2. Part-Owners.—

The ship may be owned in shares by any number of individuals. Such part-owners do not become partners by reason of such ownership. Each has a separate and distinct interest which he may sell or dispose of without the consent of the others. They are not partners in the absence of a special agreement to that effect. Each is liable for only his own proportion of the debts and none is responsible for the acts of the others beyond the amount of his interest in the ship, unless he has himself created such further liability directly or by reasonable implication.

Generally speaking, the part-owners of a ship occupy the legal status of tenants in common. They may, of course, become partners and subject to the legal incidents of partnership. If they so agree, or if they act in such a manner, they assume the attributes of partnership, one of the chief of which is the liability of each individual partner for the entire indebtedness of the firm (The Wm. Bagaley, 5 Wall. 377).

The Daniel Kaine, 35 Fed. 785, was a contest over the surplus remaining in the registry of the court from the sale of a tow-boat. This had been allotted to the several part-owners in proportion to their shares, but the master, who was one of the owners, claimed a lien against the entire fund for advances made by him on the theory that the owners held the vessel in partnership and not merely as individual coöwners. The Court said:

The burden of proof is upon Captain Cowan to establish the allegation contained in his petition, but which is denied in the answer thereto, that the shareholders in the Daniel Kaine were not tenants in common but partners in respect to the ownership of the vessel. Has he succeeded in this? The evidence bearing upon this point is as follows: The boat was built by James Lynn, George T. Miller, and R. W. Cowan, who from the first held her in defined shares,—Lynn and Miller each owning seven-eighteenths and Cowan owning four-eighteenths. Thus was the boat enrolled on February 8, 1882. Speaking of her enrollment, Captain Cowan testifies: "There was no other agreement among us than that the boat should be as set out in the registry." In April, 1886, George T. Miller transferred his seven-eighteenths in the boat to George B. Kaine. Captain Cowan further states that there was no written agreement between the owners of the boat as to how she was to be operated, nor any verbal agreement that she was to be run or operated in partnership. However, it seems that, by the tacit consent of all the owners, she was run on joint account. Her employment was in the towing of coal, and at first she was principally engaged in towing for two coal firms, in one of which Lynn was a member, and in the other Miller, viz., James Lynn & Sons, and George T. Miller, & Co. The bookkeeper who kept the books of the boat made out and furnished annually to the several owners balance sheets, in which the cost of the boat appeared as an item. Do these facts establish that the shareholders in the Daniel Kaine were partners in her ownership? I think not. That the cost of the boat appeared in the balance sheets which the bookkeeper made out is not a controlling circumstance, and, indeed, is a matter of little moment, when considered in connection with Captain Cowan's testimony, above quoted. According to the enrollment of the boat, her part owners were tenants in common, and there was no different or other agreement as to ownership. An agreement to run a ship on shares does not make the owners partners with respect to the vessel. Says Chief Justice Gibson in Hopkins v. Forsyth, 14 Pa. St. 38:

"Carriers may doubtless become partners, but not merely by becoming joint owners of a chattel, and using it for a common purpose. And the principle is peculiarly applicable to ships or other craft, the exceptions to it in respect to them being always founded in very special circumstances."

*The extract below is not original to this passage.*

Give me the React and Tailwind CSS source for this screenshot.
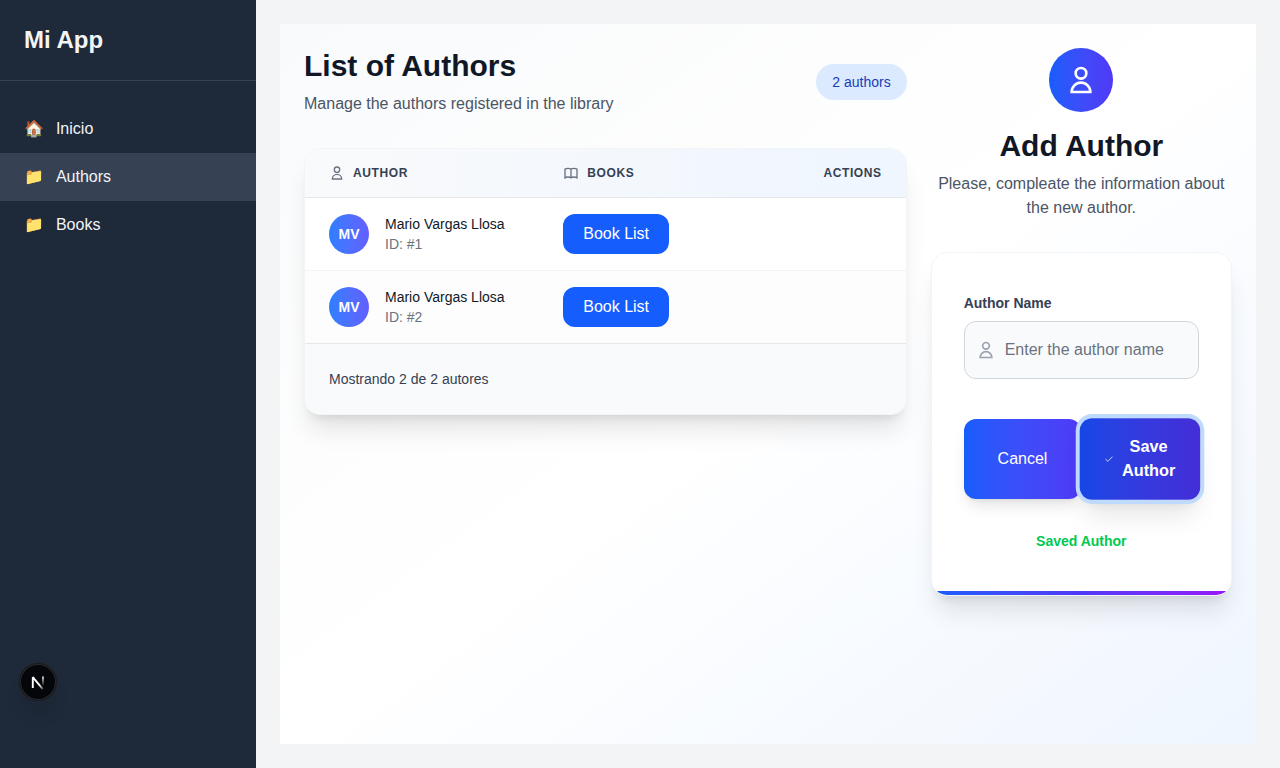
import React from 'react';

const authors = [
  { id: 1, name: 'Mario Vargas Llosa', initials: 'MV' },
  { id: 2, name: 'Mario Vargas Llosa', initials: 'MV' },
];

const links = [
  { label: 'Inicio', icon: '🏠', active: false },
  { label: 'Authors', icon: '📁', active: true },
  { label: 'Books', icon: '📁', active: false },
];

function Icon({ className, d, strokeWidth = 2 }) {
  return (
    <svg className={className} fill="none" stroke="currentColor" viewBox="0 0 24 24" aria-hidden="true">
      <path strokeWidth={strokeWidth} d={d} />
    </svg>
  );
}

const USER = 'M16 7a4 4 0 11-8 0 4 4 0 018 0zM12 14a7 7 0 00-7 7h14a7 7 0 00-7-7z';
const BOOK =
  'M12 6.253v13m0-13C10.832 5.477 9.246 5 7.5 5S4.168 5.477 3 6.253v13C4.168 18.477 5.754 18 7.5 18s3.332.477 4.5 1.253m0-13C13.168 5.477 14.754 5 16.5 5c1.747 0 3.332.477 4.5 1.253v13C19.832 18.477 18.247 18 16.5 18c-1.746 0-3.332.477-4.5 1.253';
const CHECK = 'M21 6L9 18l-6-6';

function Sidebar() {
  return (
    <aside className="w-64 shrink-0 bg-gray-800 text-gray-100">
      <div className="border-b border-gray-700 p-6">
        <h2 className="text-2xl font-bold">Mi App</h2>
      </div>
      <nav className="mt-6">
        {links.map((link) => (
          <a
            key={link.label}
            href="#"
            className={
              link.active
                ? 'flex items-center bg-gray-700 px-6 py-3'
                : 'flex items-center px-6 py-3 hover:bg-gray-700'
            }
          >
            <span className="mr-3">{link.icon}</span>
            {link.label}
          </a>
        ))}
      </nav>
    </aside>
  );
}

function AuthorsTable() {
  return (
    <section>
      <div className="mb-8 flex items-center justify-between">
        <div>
          <h1 className="text-3xl font-bold text-gray-900">List of Authors</h1>
          <p className="mt-2 text-gray-600">Manage the authors registered in the library</p>
        </div>
        <span className="rounded-full bg-blue-100 px-4 py-2 text-sm text-blue-800">
          {authors.length} authors
        </span>
      </div>
      <div className="overflow-hidden rounded-2xl border border-gray-100 bg-white shadow-xl">
        <table className="w-full">
          <thead>
            <tr className="border-b border-gray-200 bg-linear-to-r from-gray-50 to-blue-50 text-xs font-semibold tracking-wider text-gray-700 uppercase">
              <th scope="col" className="w-[39%] px-6 py-4 text-left">
                <div className="flex items-center gap-2">
                  <Icon className="size-4 text-gray-500" d={USER} />
                  Author
                </div>
              </th>
              <th scope="col" className="px-6 py-4 text-left">
                <div className="flex items-center gap-2">
                  <Icon className="size-4 text-gray-500" d={BOOK} />
                  Books
                </div>
              </th>
              <th scope="col" className="px-6 py-4 text-right">Actions</th>
            </tr>
          </thead>
          <tbody className="divide-y divide-gray-100">
            {authors.map((a) => (
              <tr key={a.id} className="even:bg-gray-50/30">
                <td className="px-6 py-4">
                  <div className="flex items-center gap-4">
                    <div className="flex size-10 items-center justify-center rounded-full bg-linear-to-r from-blue-500 to-indigo-500 text-sm font-semibold text-white">
                      {a.initials}
                    </div>
                    <div className="text-sm">
                      <div className="text-gray-900">{a.name}</div>
                      <div className="text-gray-500">ID: #{a.id}</div>
                    </div>
                  </div>
                </td>
                <td className="px-6 py-4">
                  <button type="button" className="block rounded-xl bg-blue-600 px-5 py-2 text-white">
                    Book List
                  </button>
                </td>
                <td className="px-6 py-4" />
              </tr>
            ))}
          </tbody>
        </table>
        <div className="border-t border-gray-200 bg-gray-50 px-6 py-6 text-sm leading-[22px] text-gray-700">
          Mostrando {authors.length} de {authors.length} autores
        </div>
      </div>
    </section>
  );
}

function AuthorForm() {
  return (
    <section>
      <div className="mb-8 text-center">
        <div className="mx-auto mb-4 flex size-16 items-center justify-center rounded-full bg-linear-to-r from-blue-600 to-indigo-600">
          <Icon className="size-8 text-white" d={USER} />
        </div>
        <h2 className="text-3xl font-bold text-gray-900">Add Author</h2>
        <p className="mt-2 text-gray-600">Please, compleate the information about the new author.</p>
      </div>
      <div className="overflow-hidden rounded-2xl border border-gray-100 bg-white shadow-xl">
        <form className="px-8 py-10" onSubmit={(e) => e.preventDefault()}>
          <label htmlFor="author-name" className="mb-2 block text-sm font-semibold text-gray-700">
            Author Name
          </label>
          <div className="relative">
            <div className="pointer-events-none absolute inset-y-0 left-0 flex items-center pl-3">
              <Icon className="size-5 text-gray-400" d={USER} />
            </div>
            <input
              id="author-name"
              type="text"
              placeholder="Enter the author name"
              className="block w-full rounded-xl border border-gray-300 bg-gray-50 py-4 pr-4 pl-10 text-gray-900 placeholder-gray-500"
            />
          </div>
          <div className="mt-10 grid grid-cols-2">
            <button
              type="button"
              className="rounded-xl bg-linear-to-r from-blue-600 to-indigo-600 px-6 py-4 text-white shadow-lg"
            >
              Cancel
            </button>
            <button
              type="submit"
              className="flex scale-[1.02] items-center justify-center gap-2 rounded-xl bg-linear-to-r from-blue-700 to-indigo-700 px-6 py-4 font-semibold text-white shadow-xl ring-4 ring-blue-200"
            >
              <Icon className="h-5 w-5" d={CHECK} />
              <span>Save Author</span>
            </button>
          </div>
          <p className="mt-8 text-center text-sm font-semibold text-green-500">Saved Author</p>
        </form>
        <div className="h-1 bg-linear-to-r from-blue-600 via-indigo-600 to-purple-600" />
      </div>
    </section>
  );
}

function DevBadge() {
  return (
    <button
      type="button"
      aria-label="Open developer tools"
      className="fixed bottom-[68px] left-5 flex size-9 items-center justify-center rounded-full bg-[#05060a] shadow-[0_0_0_1px_#1a1a1a,inset_0_0_0_1px_#2c2c2e,0_16px_24px_-8px_rgba(0,0,0,0.2)]"
    >
      <svg width="36" height="36" viewBox="0 0 36 36" fill="none" aria-hidden="true">
        <defs>
          <linearGradient id="stem" x1="23" y1="12" x2="23" y2="22" gradientUnits="userSpaceOnUse">
            <stop stopColor="#fff" />
            <stop offset="1" stopColor="#fff" stopOpacity="0" />
          </linearGradient>
          <linearGradient id="diagonal" x1="18" y1="18" x2="24" y2="26" gradientUnits="userSpaceOnUse">
            <stop offset="0.3" stopColor="#fff" />
            <stop offset="1" stopColor="#fff" stopOpacity="0.1" />
          </linearGradient>
        </defs>
        <path d="M23 12.4V21.5" stroke="url(#stem)" strokeWidth="1.7" />
        <path
          d="M12.8 24V13.2L22.8 25.2"
          stroke="url(#diagonal)"
          strokeWidth="1.9"
          strokeLinejoin="bevel"
        />
      </svg>
    </button>
  );
}

export default function App() {
  return (
    <div className="flex min-h-screen bg-gray-100 font-['Liberation_Sans',Arial,'Noto_Color_Emoji',sans-serif]">
      <Sidebar />
      <main className="flex min-w-0 flex-1 p-6">
        <div className="grid flex-1 grid-cols-[2fr_1fr] items-start gap-6 bg-linear-to-br from-gray-50 via-white to-blue-50 p-6">
          <AuthorsTable />
          <AuthorForm />
        </div>
      </main>
      <DevBadge />
    </div>
  );
}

Now, where the vessel is not partnership property, according to the clear weight of authority in this country, one part owner has no lien for his advances and disbursements upon the share of his coöwner. Nor does it make any difference that the part owner making such advances was also the ship's husband. In treating of this subject, Mr. Justice Curtis, in the case of the Larch, 2 Curt. 434, State, after remarking that in England the law is now settled against the existence of the lien, said:

"There has been some diversity of decision in this country, but I think it has proceeded from diversity in the views taken of the particular facts of the cases, rather than from any real difference in principles. That the owners of a vessel may be copartners in respect to that, as well as any other property, and that, when they are so, each has a lien, can not be doubted. But where no such special relation exists, where they are merely part owners, and as such tenants in common, that one has no lien on the share of another for advances, I believe to be equally clear."